▶ **PROBLEM STATEMENT**
Reproduce all of the data below without alteration; exclude every picture.

▶ **DATASET EXCERPT**

-.-.-

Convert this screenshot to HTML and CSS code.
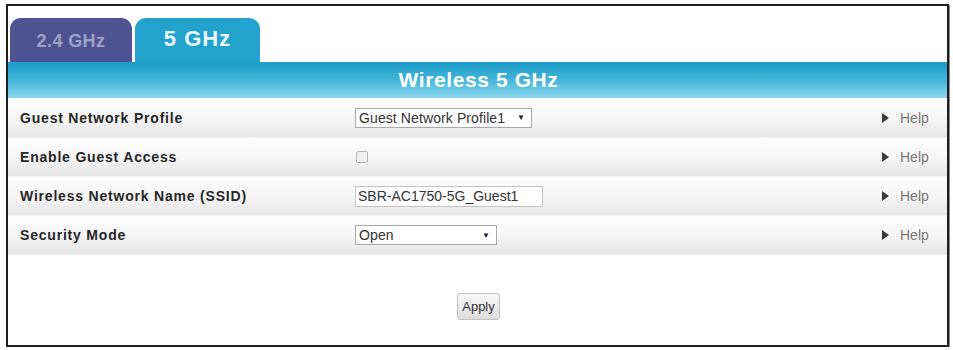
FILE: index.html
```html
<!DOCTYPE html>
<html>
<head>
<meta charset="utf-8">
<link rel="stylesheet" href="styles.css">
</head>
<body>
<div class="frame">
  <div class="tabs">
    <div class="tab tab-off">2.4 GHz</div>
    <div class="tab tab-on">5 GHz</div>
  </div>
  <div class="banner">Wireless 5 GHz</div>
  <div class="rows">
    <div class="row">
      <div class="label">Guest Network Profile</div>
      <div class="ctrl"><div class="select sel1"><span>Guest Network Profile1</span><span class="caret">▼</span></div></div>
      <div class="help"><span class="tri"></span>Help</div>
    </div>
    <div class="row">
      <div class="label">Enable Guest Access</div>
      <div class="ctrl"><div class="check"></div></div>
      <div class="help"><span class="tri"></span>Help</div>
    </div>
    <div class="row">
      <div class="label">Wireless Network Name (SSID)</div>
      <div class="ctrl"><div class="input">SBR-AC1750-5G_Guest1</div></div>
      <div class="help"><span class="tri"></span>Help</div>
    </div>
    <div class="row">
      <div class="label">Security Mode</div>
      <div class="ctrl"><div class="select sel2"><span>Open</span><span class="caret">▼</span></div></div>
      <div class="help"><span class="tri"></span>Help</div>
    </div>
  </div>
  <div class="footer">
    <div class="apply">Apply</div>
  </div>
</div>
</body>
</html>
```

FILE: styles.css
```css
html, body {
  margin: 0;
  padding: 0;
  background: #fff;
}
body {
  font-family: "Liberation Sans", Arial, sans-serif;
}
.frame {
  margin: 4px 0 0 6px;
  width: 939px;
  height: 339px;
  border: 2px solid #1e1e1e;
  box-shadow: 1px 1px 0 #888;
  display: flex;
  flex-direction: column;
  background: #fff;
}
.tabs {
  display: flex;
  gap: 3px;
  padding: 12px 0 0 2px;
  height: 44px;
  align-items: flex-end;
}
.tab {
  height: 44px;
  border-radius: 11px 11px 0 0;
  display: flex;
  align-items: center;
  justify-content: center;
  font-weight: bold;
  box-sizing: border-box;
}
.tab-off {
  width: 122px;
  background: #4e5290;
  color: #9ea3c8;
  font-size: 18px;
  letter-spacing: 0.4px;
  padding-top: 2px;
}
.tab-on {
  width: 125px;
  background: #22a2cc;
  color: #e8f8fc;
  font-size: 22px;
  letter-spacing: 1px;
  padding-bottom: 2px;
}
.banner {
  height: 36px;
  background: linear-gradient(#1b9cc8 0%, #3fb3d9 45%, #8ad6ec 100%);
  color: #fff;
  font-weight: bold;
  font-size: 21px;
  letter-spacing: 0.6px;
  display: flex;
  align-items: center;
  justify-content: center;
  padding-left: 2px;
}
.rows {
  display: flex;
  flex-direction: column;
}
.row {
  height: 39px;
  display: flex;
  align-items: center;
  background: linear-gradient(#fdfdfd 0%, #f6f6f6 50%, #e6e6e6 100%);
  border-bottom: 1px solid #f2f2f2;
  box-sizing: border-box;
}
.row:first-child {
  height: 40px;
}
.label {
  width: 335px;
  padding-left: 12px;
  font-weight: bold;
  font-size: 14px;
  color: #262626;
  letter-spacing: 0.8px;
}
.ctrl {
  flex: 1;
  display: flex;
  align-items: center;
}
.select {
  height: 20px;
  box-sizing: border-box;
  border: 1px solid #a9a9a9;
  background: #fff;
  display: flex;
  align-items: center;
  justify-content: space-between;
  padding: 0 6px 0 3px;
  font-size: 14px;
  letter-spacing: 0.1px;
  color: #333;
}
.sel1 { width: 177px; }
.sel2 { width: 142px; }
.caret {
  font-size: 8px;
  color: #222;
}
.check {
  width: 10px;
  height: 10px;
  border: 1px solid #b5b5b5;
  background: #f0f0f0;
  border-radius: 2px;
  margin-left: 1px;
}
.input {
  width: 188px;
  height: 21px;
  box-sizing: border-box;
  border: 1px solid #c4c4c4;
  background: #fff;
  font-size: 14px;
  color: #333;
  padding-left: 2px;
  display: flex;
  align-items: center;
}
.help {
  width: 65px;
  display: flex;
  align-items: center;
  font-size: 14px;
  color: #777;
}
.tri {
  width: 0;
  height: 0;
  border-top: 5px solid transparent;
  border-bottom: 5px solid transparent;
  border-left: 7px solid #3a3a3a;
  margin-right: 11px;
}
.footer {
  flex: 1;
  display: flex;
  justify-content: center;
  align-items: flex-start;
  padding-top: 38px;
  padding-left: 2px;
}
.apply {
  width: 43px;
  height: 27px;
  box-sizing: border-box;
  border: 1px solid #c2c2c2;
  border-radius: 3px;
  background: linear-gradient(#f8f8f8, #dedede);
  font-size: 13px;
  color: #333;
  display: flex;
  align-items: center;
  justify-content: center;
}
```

-.-.-

▶ **WRITTEN RESPONSE**
Convert this screenshot to HTML and CSS code.
FILE: index.html
```html
<!DOCTYPE html>
<html>
<head>
<meta charset="utf-8">
<link rel="stylesheet" href="styles.css">
</head>
<body>
<div class="frame">
  <div class="tabs">
    <div class="tab tab-off">2.4 GHz</div>
    <div class="tab tab-on">5 GHz</div>
  </div>
  <div class="banner">Wireless 5 GHz</div>
  <div class="rows">
    <div class="row">
      <div class="label">Guest Network Profile</div>
      <div class="ctrl"><div class="select sel1"><span>Guest Network Profile1</span><span class="caret">▼</span></div></div>
      <div class="help"><span class="tri"></span>Help</div>
    </div>
    <div class="row">
      <div class="label">Enable Guest Access</div>
      <div class="ctrl"><div class="check"></div></div>
      <div class="help"><span class="tri"></span>Help</div>
    </div>
    <div class="row">
      <div class="label">Wireless Network Name (SSID)</div>
      <div class="ctrl"><div class="input">SBR-AC1750-5G_Guest1</div></div>
      <div class="help"><span class="tri"></span>Help</div>
    </div>
    <div class="row">
      <div class="label">Security Mode</div>
      <div class="ctrl"><div class="select sel2"><span>Open</span><span class="caret">▼</span></div></div>
      <div class="help"><span class="tri"></span>Help</div>
    </div>
  </div>
  <div class="footer">
    <div class="apply">Apply</div>
  </div>
</div>
</body>
</html>
```

FILE: styles.css
```css
html, body {
  margin: 0;
  padding: 0;
  background: #fff;
}
body {
  font-family: "Liberation Sans", Arial, sans-serif;
}
.frame {
  margin: 4px 0 0 6px;
  width: 939px;
  height: 339px;
  border: 2px solid #1e1e1e;
  box-shadow: 1px 1px 0 #888;
  display: flex;
  flex-direction: column;
  background: #fff;
}
.tabs {
  display: flex;
  gap: 3px;
  padding: 12px 0 0 2px;
  height: 44px;
  align-items: flex-end;
}
.tab {
  height: 44px;
  border-radius: 11px 11px 0 0;
  display: flex;
  align-items: center;
  justify-content: center;
  font-weight: bold;
  box-sizing: border-box;
}
.tab-off {
  width: 122px;
  background: #4e5290;
  color: #9ea3c8;
  font-size: 18px;
  letter-spacing: 0.4px;
  padding-top: 2px;
}
.tab-on {
  width: 125px;
  background: #22a2cc;
  color: #e8f8fc;
  font-size: 22px;
  letter-spacing: 1px;
  padding-bottom: 2px;
}
.banner {
  height: 36px;
  background: linear-gradient(#1b9cc8 0%, #3fb3d9 45%, #8ad6ec 100%);
  color: #fff;
  font-weight: bold;
  font-size: 21px;
  letter-spacing: 0.6px;
  display: flex;
  align-items: center;
  justify-content: center;
  padding-left: 2px;
}
.rows {
  display: flex;
  flex-direction: column;
}
.row {
  height: 39px;
  display: flex;
  align-items: center;
  background: linear-gradient(#fdfdfd 0%, #f6f6f6 50%, #e6e6e6 100%);
  border-bottom: 1px solid #f2f2f2;
  box-sizing: border-box;
}
.row:first-child {
  height: 40px;
}
.label {
  width: 335px;
  padding-left: 12px;
  font-weight: bold;
  font-size: 14px;
  color: #262626;
  letter-spacing: 0.8px;
}
.ctrl {
  flex: 1;
  display: flex;
  align-items: center;
}
.select {
  height: 20px;
  box-sizing: border-box;
  border: 1px solid #a9a9a9;
  background: #fff;
  display: flex;
  align-items: center;
  justify-content: space-between;
  padding: 0 6px 0 3px;
  font-size: 14px;
  letter-spacing: 0.1px;
  color: #333;
}
.sel1 { width: 177px; }
.sel2 { width: 142px; }
.caret {
  font-size: 8px;
  color: #222;
}
.check {
  width: 10px;
  height: 10px;
  border: 1px solid #b5b5b5;
  background: #f0f0f0;
  border-radius: 2px;
  margin-left: 1px;
}
.input {
  width: 188px;
  height: 21px;
  box-sizing: border-box;
  border: 1px solid #c4c4c4;
  background: #fff;
  font-size: 14px;
  color: #333;
  padding-left: 2px;
  display: flex;
  align-items: center;
}
.help {
  width: 65px;
  display: flex;
  align-items: center;
  font-size: 14px;
  color: #777;
}
.tri {
  width: 0;
  height: 0;
  border-top: 5px solid transparent;
  border-bottom: 5px solid transparent;
  border-left: 7px solid #3a3a3a;
  margin-right: 11px;
}
.footer {
  flex: 1;
  display: flex;
  justify-content: center;
  align-items: flex-start;
  padding-top: 38px;
  padding-left: 2px;
}
.apply {
  width: 43px;
  height: 27px;
  box-sizing: border-box;
  border: 1px solid #c2c2c2;
  border-radius: 3px;
  background: linear-gradient(#f8f8f8, #dedede);
  font-size: 13px;
  color: #333;
  display: flex;
  align-items: center;
  justify-content: center;
}
```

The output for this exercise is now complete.